▶ INFORMATION PROVIDED
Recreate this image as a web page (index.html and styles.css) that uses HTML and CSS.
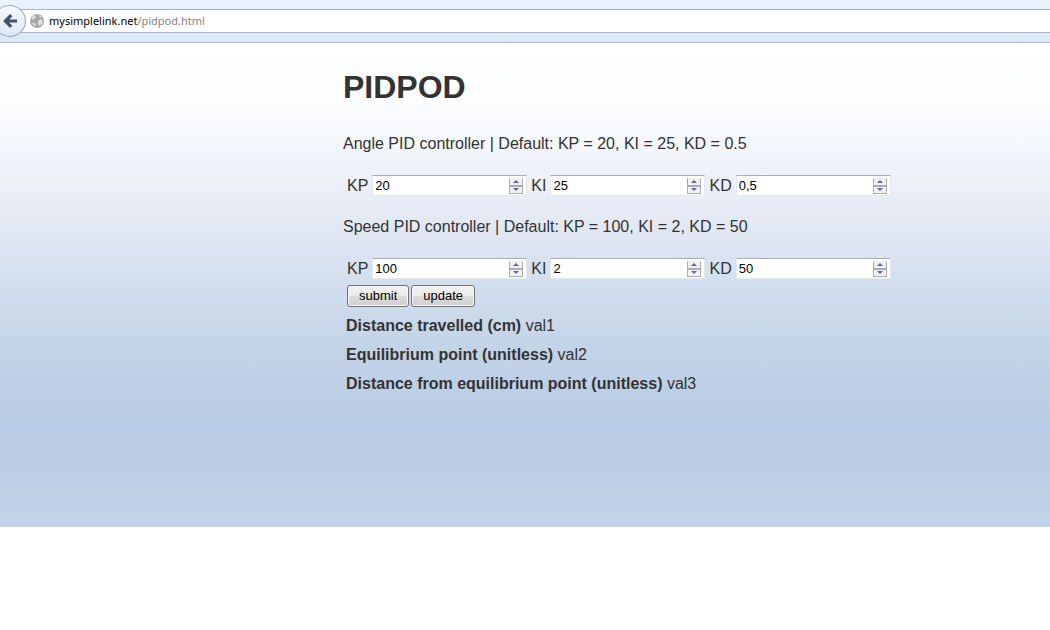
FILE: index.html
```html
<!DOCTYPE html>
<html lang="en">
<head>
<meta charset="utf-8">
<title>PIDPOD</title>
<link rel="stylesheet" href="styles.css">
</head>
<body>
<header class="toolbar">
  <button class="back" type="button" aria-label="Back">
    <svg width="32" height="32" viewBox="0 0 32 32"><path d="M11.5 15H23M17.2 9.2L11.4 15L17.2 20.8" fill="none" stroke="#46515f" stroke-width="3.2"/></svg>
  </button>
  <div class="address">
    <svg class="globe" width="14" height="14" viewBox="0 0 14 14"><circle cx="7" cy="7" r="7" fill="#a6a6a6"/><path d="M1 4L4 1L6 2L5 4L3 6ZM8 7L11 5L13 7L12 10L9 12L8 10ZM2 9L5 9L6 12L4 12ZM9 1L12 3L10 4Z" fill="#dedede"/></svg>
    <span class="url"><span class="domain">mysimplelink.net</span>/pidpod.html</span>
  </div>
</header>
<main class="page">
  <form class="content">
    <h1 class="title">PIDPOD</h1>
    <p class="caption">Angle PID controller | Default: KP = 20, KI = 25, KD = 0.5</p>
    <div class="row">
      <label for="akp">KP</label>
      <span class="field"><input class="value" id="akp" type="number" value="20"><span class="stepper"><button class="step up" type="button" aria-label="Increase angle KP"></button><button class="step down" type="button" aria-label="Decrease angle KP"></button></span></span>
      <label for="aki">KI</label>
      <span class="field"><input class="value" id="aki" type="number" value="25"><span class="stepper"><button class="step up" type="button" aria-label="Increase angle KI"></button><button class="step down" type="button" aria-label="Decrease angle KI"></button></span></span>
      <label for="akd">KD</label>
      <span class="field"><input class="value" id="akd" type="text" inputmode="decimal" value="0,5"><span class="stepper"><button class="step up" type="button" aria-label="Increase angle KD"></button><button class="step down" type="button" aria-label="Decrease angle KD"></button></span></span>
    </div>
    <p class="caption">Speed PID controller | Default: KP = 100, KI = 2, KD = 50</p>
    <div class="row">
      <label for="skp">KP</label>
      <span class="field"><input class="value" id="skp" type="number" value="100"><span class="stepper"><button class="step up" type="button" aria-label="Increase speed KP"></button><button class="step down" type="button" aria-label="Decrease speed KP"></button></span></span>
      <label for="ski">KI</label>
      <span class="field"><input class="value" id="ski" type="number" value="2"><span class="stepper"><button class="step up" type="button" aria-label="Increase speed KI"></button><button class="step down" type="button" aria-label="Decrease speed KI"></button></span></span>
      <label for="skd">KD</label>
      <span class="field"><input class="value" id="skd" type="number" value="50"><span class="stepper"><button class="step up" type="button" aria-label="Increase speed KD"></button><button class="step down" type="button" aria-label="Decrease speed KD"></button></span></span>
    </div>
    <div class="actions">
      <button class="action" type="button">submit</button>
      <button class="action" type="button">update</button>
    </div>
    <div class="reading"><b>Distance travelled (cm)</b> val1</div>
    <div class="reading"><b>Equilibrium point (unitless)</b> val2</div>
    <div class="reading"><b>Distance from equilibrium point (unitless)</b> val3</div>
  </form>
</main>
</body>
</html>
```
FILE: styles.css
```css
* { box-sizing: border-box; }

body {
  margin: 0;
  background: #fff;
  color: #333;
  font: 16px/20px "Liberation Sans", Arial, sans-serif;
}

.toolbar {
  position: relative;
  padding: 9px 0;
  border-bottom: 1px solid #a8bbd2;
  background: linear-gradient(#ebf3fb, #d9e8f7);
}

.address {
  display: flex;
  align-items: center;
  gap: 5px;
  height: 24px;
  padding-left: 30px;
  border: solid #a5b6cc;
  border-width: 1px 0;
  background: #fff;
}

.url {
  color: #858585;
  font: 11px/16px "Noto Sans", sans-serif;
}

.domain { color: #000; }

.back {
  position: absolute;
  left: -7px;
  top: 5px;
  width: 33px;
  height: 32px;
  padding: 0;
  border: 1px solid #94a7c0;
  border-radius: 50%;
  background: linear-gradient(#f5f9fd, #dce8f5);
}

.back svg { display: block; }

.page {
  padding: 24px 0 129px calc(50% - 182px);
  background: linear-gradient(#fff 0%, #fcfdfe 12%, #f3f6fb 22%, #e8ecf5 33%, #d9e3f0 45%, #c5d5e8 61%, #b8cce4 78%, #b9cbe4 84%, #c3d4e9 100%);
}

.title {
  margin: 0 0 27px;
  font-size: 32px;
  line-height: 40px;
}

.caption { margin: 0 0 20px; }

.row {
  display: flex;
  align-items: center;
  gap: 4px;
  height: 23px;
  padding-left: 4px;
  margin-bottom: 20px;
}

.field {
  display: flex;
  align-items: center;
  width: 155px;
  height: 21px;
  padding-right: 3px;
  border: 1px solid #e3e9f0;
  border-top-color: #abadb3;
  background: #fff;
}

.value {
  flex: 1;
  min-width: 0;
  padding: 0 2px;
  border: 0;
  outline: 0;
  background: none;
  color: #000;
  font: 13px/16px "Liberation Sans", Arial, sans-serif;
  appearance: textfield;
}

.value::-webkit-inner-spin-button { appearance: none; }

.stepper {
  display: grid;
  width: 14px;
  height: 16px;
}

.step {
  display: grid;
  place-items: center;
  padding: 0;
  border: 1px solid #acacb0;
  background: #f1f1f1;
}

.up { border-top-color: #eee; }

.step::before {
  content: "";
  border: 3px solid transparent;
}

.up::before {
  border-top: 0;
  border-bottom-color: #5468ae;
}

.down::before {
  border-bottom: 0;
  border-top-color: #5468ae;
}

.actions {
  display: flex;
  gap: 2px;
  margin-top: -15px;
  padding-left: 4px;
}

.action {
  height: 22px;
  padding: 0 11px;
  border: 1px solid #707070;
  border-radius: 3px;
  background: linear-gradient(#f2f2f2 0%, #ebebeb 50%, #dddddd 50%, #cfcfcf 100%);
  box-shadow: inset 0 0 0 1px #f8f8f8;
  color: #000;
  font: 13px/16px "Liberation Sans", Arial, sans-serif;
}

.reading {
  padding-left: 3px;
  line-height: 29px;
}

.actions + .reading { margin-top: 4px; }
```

▶ WHAT IS NEEDED
Produce an exact copy of each line of data, skipping embedded images.

▶ EXERCISE OUTPUT
Recreate this image as a web page (index.html and styles.css) that uses HTML and CSS.
FILE: index.html
```html
<!DOCTYPE html>
<html lang="en">
<head>
<meta charset="utf-8">
<title>PIDPOD</title>
<link rel="stylesheet" href="styles.css">
</head>
<body>
<header class="toolbar">
  <button class="back" type="button" aria-label="Back">
    <svg width="32" height="32" viewBox="0 0 32 32"><path d="M11.5 15H23M17.2 9.2L11.4 15L17.2 20.8" fill="none" stroke="#46515f" stroke-width="3.2"/></svg>
  </button>
  <div class="address">
    <svg class="globe" width="14" height="14" viewBox="0 0 14 14"><circle cx="7" cy="7" r="7" fill="#a6a6a6"/><path d="M1 4L4 1L6 2L5 4L3 6ZM8 7L11 5L13 7L12 10L9 12L8 10ZM2 9L5 9L6 12L4 12ZM9 1L12 3L10 4Z" fill="#dedede"/></svg>
    <span class="url"><span class="domain">mysimplelink.net</span>/pidpod.html</span>
  </div>
</header>
<main class="page">
  <form class="content">
    <h1 class="title">PIDPOD</h1>
    <p class="caption">Angle PID controller | Default: KP = 20, KI = 25, KD = 0.5</p>
    <div class="row">
      <label for="akp">KP</label>
      <span class="field"><input class="value" id="akp" type="number" value="20"><span class="stepper"><button class="step up" type="button" aria-label="Increase angle KP"></button><button class="step down" type="button" aria-label="Decrease angle KP"></button></span></span>
      <label for="aki">KI</label>
      <span class="field"><input class="value" id="aki" type="number" value="25"><span class="stepper"><button class="step up" type="button" aria-label="Increase angle KI"></button><button class="step down" type="button" aria-label="Decrease angle KI"></button></span></span>
      <label for="akd">KD</label>
      <span class="field"><input class="value" id="akd" type="text" inputmode="decimal" value="0,5"><span class="stepper"><button class="step up" type="button" aria-label="Increase angle KD"></button><button class="step down" type="button" aria-label="Decrease angle KD"></button></span></span>
    </div>
    <p class="caption">Speed PID controller | Default: KP = 100, KI = 2, KD = 50</p>
    <div class="row">
      <label for="skp">KP</label>
      <span class="field"><input class="value" id="skp" type="number" value="100"><span class="stepper"><button class="step up" type="button" aria-label="Increase speed KP"></button><button class="step down" type="button" aria-label="Decrease speed KP"></button></span></span>
      <label for="ski">KI</label>
      <span class="field"><input class="value" id="ski" type="number" value="2"><span class="stepper"><button class="step up" type="button" aria-label="Increase speed KI"></button><button class="step down" type="button" aria-label="Decrease speed KI"></button></span></span>
      <label for="skd">KD</label>
      <span class="field"><input class="value" id="skd" type="number" value="50"><span class="stepper"><button class="step up" type="button" aria-label="Increase speed KD"></button><button class="step down" type="button" aria-label="Decrease speed KD"></button></span></span>
    </div>
    <div class="actions">
      <button class="action" type="button">submit</button>
      <button class="action" type="button">update</button>
    </div>
    <div class="reading"><b>Distance travelled (cm)</b> val1</div>
    <div class="reading"><b>Equilibrium point (unitless)</b> val2</div>
    <div class="reading"><b>Distance from equilibrium point (unitless)</b> val3</div>
  </form>
</main>
</body>
</html>
```
FILE: styles.css
```css
* { box-sizing: border-box; }

body {
  margin: 0;
  background: #fff;
  color: #333;
  font: 16px/20px "Liberation Sans", Arial, sans-serif;
}

.toolbar {
  position: relative;
  padding: 9px 0;
  border-bottom: 1px solid #a8bbd2;
  background: linear-gradient(#ebf3fb, #d9e8f7);
}

.address {
  display: flex;
  align-items: center;
  gap: 5px;
  height: 24px;
  padding-left: 30px;
  border: solid #a5b6cc;
  border-width: 1px 0;
  background: #fff;
}

.url {
  color: #858585;
  font: 11px/16px "Noto Sans", sans-serif;
}

.domain { color: #000; }

.back {
  position: absolute;
  left: -7px;
  top: 5px;
  width: 33px;
  height: 32px;
  padding: 0;
  border: 1px solid #94a7c0;
  border-radius: 50%;
  background: linear-gradient(#f5f9fd, #dce8f5);
}

.back svg { display: block; }

.page {
  padding: 24px 0 129px calc(50% - 182px);
  background: linear-gradient(#fff 0%, #fcfdfe 12%, #f3f6fb 22%, #e8ecf5 33%, #d9e3f0 45%, #c5d5e8 61%, #b8cce4 78%, #b9cbe4 84%, #c3d4e9 100%);
}

.title {
  margin: 0 0 27px;
  font-size: 32px;
  line-height: 40px;
}

.caption { margin: 0 0 20px; }

.row {
  display: flex;
  align-items: center;
  gap: 4px;
  height: 23px;
  padding-left: 4px;
  margin-bottom: 20px;
}

.field {
  display: flex;
  align-items: center;
  width: 155px;
  height: 21px;
  padding-right: 3px;
  border: 1px solid #e3e9f0;
  border-top-color: #abadb3;
  background: #fff;
}

.value {
  flex: 1;
  min-width: 0;
  padding: 0 2px;
  border: 0;
  outline: 0;
  background: none;
  color: #000;
  font: 13px/16px "Liberation Sans", Arial, sans-serif;
  appearance: textfield;
}

.value::-webkit-inner-spin-button { appearance: none; }

.stepper {
  display: grid;
  width: 14px;
  height: 16px;
}

.step {
  display: grid;
  place-items: center;
  padding: 0;
  border: 1px solid #acacb0;
  background: #f1f1f1;
}

.up { border-top-color: #eee; }

.step::before {
  content: "";
  border: 3px solid transparent;
}

.up::before {
  border-top: 0;
  border-bottom-color: #5468ae;
}

.down::before {
  border-bottom: 0;
  border-top-color: #5468ae;
}

.actions {
  display: flex;
  gap: 2px;
  margin-top: -15px;
  padding-left: 4px;
}

.action {
  height: 22px;
  padding: 0 11px;
  border: 1px solid #707070;
  border-radius: 3px;
  background: linear-gradient(#f2f2f2 0%, #ebebeb 50%, #dddddd 50%, #cfcfcf 100%);
  box-shadow: inset 0 0 0 1px #f8f8f8;
  color: #000;
  font: 13px/16px "Liberation Sans", Arial, sans-serif;
}

.reading {
  padding-left: 3px;
  line-height: 29px;
}

.actions + .reading { margin-top: 4px; }
```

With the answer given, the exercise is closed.